We call this action an aggregation step because we are combining (aka aggregating) information from multiple rows. Notice that in the above example, we actually did an aggregation for each grade level, and then “squished” together those individual grade level results.
4.2.5 Unions
One way that we could “squish” two data sets together is if they have the same columns and we essentially just want to add new rows to a data set.
In this example we have two tables with identical column names and types and we just want to stack the two tables to create a single table that contains all the rows of data.
PersonID | Type | Handle |
---|---|---|
P0001 | derek.sonderegger@nau.edu | |
P0001 | @D_Sonderegger | |
P0002 | aubrey.sonderegger@yahoo.com |
PersonID | Type | Handle |
---|---|---|
P0003 | Elise.Sonderegger@gmail.com | |
P0003 | @UnicornsRule |
Taking a union of these two data sets just squishes them together vertically.
PersonID | Type | Handle |
---|---|---|
P0001 | derek.sonderegger@nau.edu | |
P0001 | @D_Sonderegger | |
P0002 | aubrey.sonderegger@yahoo.com | |
P0003 | Elise.Sonderegger@gmail.com | |
P0003 | @UnicornsRule |
4.2.6 Joins
There are many cases where we have two or more data sets that are related and we
need to squish them together to make a table with more columns. For example we
might have a data set People
that contains a unique numeric code for each person,
first and last names, and birth dates. We might also have a data set of Contacts
which has the person’s unique numeric code and the contact type and value.
PersonID | First.Name | Birthday |
---|---|---|
P0001 | Derek | 01/10/1976 |
P0002 | Aubrey | 02/14/1980 |
P0004 | Casey | 02/14/2015 |
PersonID | Type | Handle |
---|---|---|
P0001 | derek.sonderegger@nau.edu | |
P0001 | @D_Sonderegger | |
P0002 | aubrey.sonderegger@yahoo.com |
The PersonID
column links the two tables. But when we now have to ask what we
should do about Casey. There are really two options:
Join Type | Description |
---|---|
Inner Join | Only include rows for individuals that have information in both tables. |
Full Join | Include a row for for every row in either of the tables being joined. In this case, it results in a row Casey being included, but the contact information being left empty. |
A join squishes the two data sets together horizontally while making sure the rows match up because of one matching column that occurs in each data set.
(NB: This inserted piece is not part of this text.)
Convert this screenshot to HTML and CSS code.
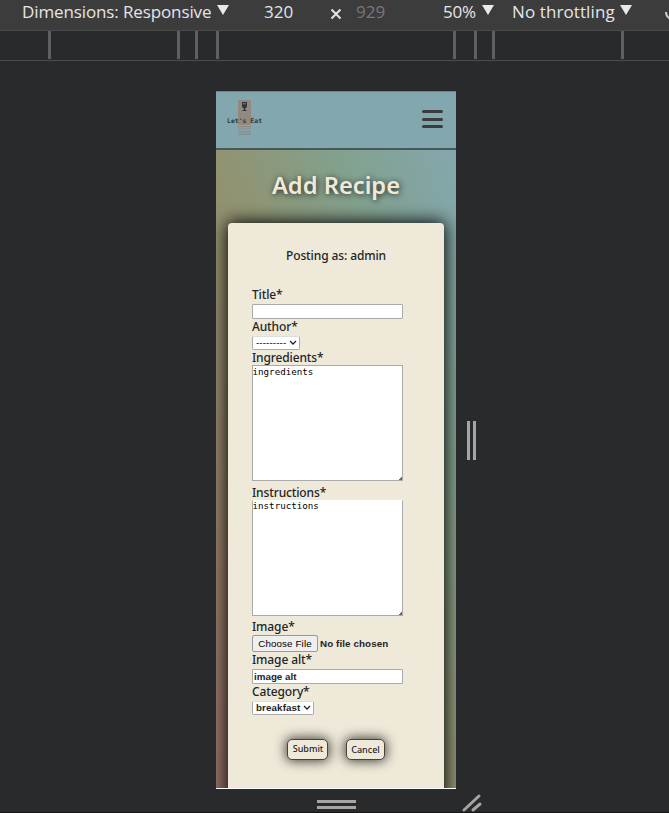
FILE: index.html
```html
<!DOCTYPE html>
<html lang="en">
<head>
<meta charset="utf-8">
<title>Add Recipe</title>
<link rel="stylesheet" href="styles.css">
</head>
<body>
<div class="toolbar">
  <span class="tool dims">Dimensions: Responsive</span><i class="arrow"></i>
  <span class="tool width">320</span>
  <svg class="times" width="12" height="12" viewBox="0 0 12 12"><path d="M1.5 1.5l9 9M10.5 1.5l-9 9"/></svg>
  <span class="tool height">929</span>
  <span class="tool zoom">50%</span><i class="arrow"></i>
  <span class="tool throttle">No throttling</span><i class="arrow"></i>
  <svg class="rotate" width="6" height="14" viewBox="0 0 6 14"><path d="M1 2q0 5 5 7"/></svg>
</div>
<div class="ruler"><i></i><i></i><i></i><i></i><i></i><i></i><i></i><i></i></div>
<main class="stage">
  <div class="phone">
    <header class="nav">
      <svg class="logo" width="38" height="38" viewBox="0 0 38 38">
        <path class="board" d="M12 0h13v25h-13zM12 26h13v1.2h-13zM12 28.4h13v1.2h-13zM12 31h13v1.2h-13zM12 33.6h13v1.2h-13z"/>
        <path class="glass" d="M16 2h5v4q0 2-1.8 2.4v1.6h1.3v1h-4v-1h1.3v-1.6Q16 8 16 6z"/>
        <path class="shine" d="M17.2 3h2.6v1.4h-2.6z"/>
        <text x="1" y="22.5" textLength="35">Let's Eat</text>
      </svg>
      <div class="menu"><i></i><i></i><i></i></div>
    </header>
    <section class="page">
      <h1>Add Recipe</h1>
      <form class="card">
        <p>Posting as: admin</p>
        <label class="l-title">Title*</label>
        <div class="field"></div>
        <label class="l-author">Author*</label>
        <div class="select author"><span>---------</span><svg width="8" height="6" viewBox="0 0 8 6"><path d="M1 1l3 3 3-3"/></svg></div>
        <label class="l-ingredients">Ingredients*</label>
        <div class="area"><span>ingredients</span></div>
        <label class="l-instructions">Instructions*</label>
        <div class="area second"><span>instructions</span></div>
        <label class="l-image">Image*</label>
        <div class="file"><span class="choose">Choose File</span><b>No file chosen</b></div>
        <label class="l-alt">Image alt*</label>
        <div class="field">image alt</div>
        <label class="l-category">Category*</label>
        <div class="select category"><b>breakfast</b><svg width="8" height="6" viewBox="0 0 8 6"><path d="M1 1l3 3 3-3"/></svg></div>
        <div class="actions"><span class="submit">Submit</span><span class="cancel">Cancel</span></div>
      </form>
    </section>
  </div>
  <div class="grip-side"></div>
  <div class="grip-bottom"></div>
  <svg class="grip-corner" width="22" height="20" viewBox="0 0 22 20"><path d="M3 17L18 3M12 17L19 11"/></svg>
</main>
</body>
</html>
```
FILE: styles.css
```css
* { box-sizing: border-box; }
body {
  margin: 0;
  width: 669px;
  height: 813px;
  overflow: hidden;
  background: #292a2b;
  font-family: "Noto Sans", sans-serif;
}
.toolbar {
  display: flex;
  height: 30px;
  background: #3c3c3c;
  overflow: hidden;
  color: #e4e5e8;
  font: 17px/24px "Open Sans", sans-serif;
  white-space: nowrap;
}
.tool { flex: none; }
.dims { width: 190px; margin-left: 22px; letter-spacing: -0.12px; }
.width { width: 29px; margin-left: 35px; }
.height { width: 29px; margin-left: 14px; color: #777; }
.zoom { width: 34px; margin-left: 58px; letter-spacing: -.2px; }
.throttle { width: 103px; margin-left: 18px; letter-spacing: .1px; }
.arrow {
  flex: none;
  width: 12px;
  height: 10px;
  margin: 5px 0 0 5px;
  background: #e8e9ed;
  clip-path: polygon(0 0, 100% 0, 50% 100%);
}
.times { flex: none; margin: 8px 0 0 37px; }
.times path { stroke: #e4e5e8; stroke-width: 2; }
.rotate { flex: none; margin: 10px 0 0 33px; }
.rotate path { fill: none; stroke: #ccc; stroke-width: 2; }
.ruler {
  display: flex;
  height: 31px;
  padding-left: 48px;
  border-top: 1px solid #4b4b4b;
  border-bottom: 1px solid #4b4b4b;
  background: #292a2c;
}
.ruler i { flex: none; width: 3px; height: 28px; background: #606060; }
.ruler i:nth-child(2) { margin-left: 126px; }
.ruler i:nth-child(3) { margin-left: 15px; }
.ruler i:nth-child(4) { margin-left: 18px; }
.ruler i:nth-child(5) { margin-left: 234px; }
.ruler i:nth-child(6) { margin-left: 18px; }
.ruler i:nth-child(7) { margin-left: 15px; }
.ruler i:nth-child(8) { margin-left: 126px; }
.stage {
  position: relative;
  height: 752px;
  padding: 30px 0 0 216px;
  border-bottom: 1px solid #151515;
}
.phone {
  width: 240px;
  height: 698px;
  overflow: hidden;
  border-bottom: 1px solid #fff;
}
.nav {
  display: flex;
  justify-content: space-between;
  height: 59px;
  padding: 8px 13px 0 10px;
  border-top: 1px solid #69858a;
  border-bottom: 2px solid #46585b;
  background: #83a7ae;
}
.board { fill: #918a80; }
.glass { fill: #303536; }
.shine { fill: #74726d; }
.logo text { font: bold 6.4px "DejaVu Sans Mono", monospace; fill: #303536; }
.menu { display: flex; flex-direction: column; gap: 4.5px; padding-top: 10px; }
.menu i { width: 21px; height: 3px; border-radius: 2px; background: #393b3c; }
.page {
  height: 638px;
  padding: 21px 12px 0;
  background: linear-gradient(to top right, #967069, #96836a 25%, #919371 50%, #82a18d 75%, #83a7ae);
}
h1 {
  margin: 0;
  height: 52px;
  color: #efe9d9;
  font-size: 23.7px;
  font-weight: 600;
  line-height: 29px;
  text-align: center;
  white-space: nowrap;
  text-shadow: 1px 1px 6px #222;
}
.card {
  display: flex;
  flex-direction: column;
  align-items: flex-start;
  height: 580px;
  padding: 24px 24px 0;
  border-radius: 4px;
  background: #efe9d9;
  box-shadow: 0 0 17px 1px #000;
  color: #212529;
}
.card p { align-self: center; margin: 0 0 23px; font-size: 12px; line-height: 17px; font-weight: 500; letter-spacing: -.11px; }
label { height: 16px; font-size: 12px; line-height: 16px; font-weight: 500; letter-spacing: -.13px; white-space: nowrap; }
.field {
  width: 151px;
  height: 15px;
  margin: 1px 0 0;
  padding-left: 1px;
  border: 1px solid #aaa;
  border-radius: 1px;
  background: #fff;
  font: bold 9.8px/13px "Liberation Sans", sans-serif;
}
.select {
  display: flex;
  align-items: center;
  justify-content: space-between;
  height: 14px;
  margin-top: 1px;
  padding: 0 2px 0 3px;
  border: 1px solid #aaa;
  border-top-color: #ddd;
  border-radius: 2px;
  background: #fff;
  font: 9.8px/12px "Liberation Sans", sans-serif;
}
.select b { letter-spacing: .1px; }
.select svg { flex: none; }
.select svg path { fill: none; stroke: #222; stroke-width: 1.3; }
.author { width: 48px; color: #000; }
.author span { letter-spacing: .1px; }
.category { width: 62px; }
.area {
  position: relative;
  width: 151px;
  height: 116px;
  border: 1px solid #aaa;
  background: #fff;
  font: 9.2px/12px "DejaVu Sans Mono", monospace;
  color: #000;
}
.area::after {
  content: "";
  position: absolute;
  right: 0;
  bottom: 0;
  width: 3px;
  height: 3px;
  background: linear-gradient(135deg, transparent 50%, #666 50%);
}
.area span { display: block; margin-left: -.5px; }
.second span { margin-top: -1px; }
.l-ingredients { height: 15px; line-height: 15px; }
.l-instructions { margin-top: 3px; line-height: 18px; }
.second { border-top-color: #fff; }
.l-image { margin-top: 3px; }
.file { display: flex; align-items: center; gap: 2px; height: 17px; font: 9.8px/15px "Liberation Sans", sans-serif; }
.file b { letter-spacing: .1px; }
.choose {
  width: 66px;
  height: 17px;
  border: 1px solid #999;
  border-radius: 2px;
  background: #efefef;
  color: #000;
  letter-spacing: .12px;
  text-align: center;
}
.actions { display: flex; gap: 18px; margin: 24px 0 0 35px; }
.submit, .cancel {
  height: 21px;
  border: 1px solid #444;
  border-radius: 5px;
  background: #efe9d9;
  box-shadow: 0 0 12px 1px #3c3a34;
  font-size: 9px;
  font-weight: 500;
  line-height: 18px;
  text-align: center;
}
.submit { width: 41px; padding-left: 1px; }
.cancel { width: 39px; line-height: 20px; }
.grip-side {
  position: absolute;
  left: 467px;
  top: 360px;
  width: 9px;
  height: 39px;
  border: solid #a5a5a5;
  border-width: 0 3px;
}
.grip-bottom {
  position: absolute;
  left: 317px;
  top: 739px;
  width: 39px;
  height: 9px;
  border: solid #a5a5a5;
  border-width: 3px 0;
}
.grip-corner { position: absolute; left: 461px; top: 732px; }
.grip-corner path { stroke: #a5a5a5; stroke-width: 3; stroke-linecap: round; }
```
The inner join only returns rows that have data in both data sets.
PersonID | First.Name | Birthday | Type | Handle |
---|---|---|---|---|
P0001 | Derek | 01/10/1976 | derek.sonderegger@nau.edu | |
P0001 | Derek | 01/10/1976 | @D_Sonderegger | |
P0002 | Aubrey | 02/14/1980 | aubrey.sonderegger@yahoo.com |
The outer join returns all possible rows that occur in either data set. Notice
that Casey has a row in the People
data set but doesn’t have a corresponding
row in the Contacts
table. So his row in the outer join has missing data for
the contact information.
PersonID | First.Name | Birthday | Type | Handle |
---|---|---|---|---|
P0001 | Derek | 01/10/1976 | derek.sonderegger@nau.edu | |
P0001 | Derek | 01/10/1976 | @D_Sonderegger | |
P0002 | Aubrey | 02/14/1980 | aubrey.sonderegger@yahoo.com | |
P0004 | Casey | 02/14/2015 | NA | NA |
4.2.7 Pivots
Often source data is stored in a structure that isn’t useful for subsequent analysis. When the data isn’t a format of one observation per row and one variable per column, we need to fix those issues before proceeding.
4.2.7.1 Pivot Longer
When data is in the “wide” format, we might need to convert it into “long” format. For an example, suppose we have a grade book with a few students.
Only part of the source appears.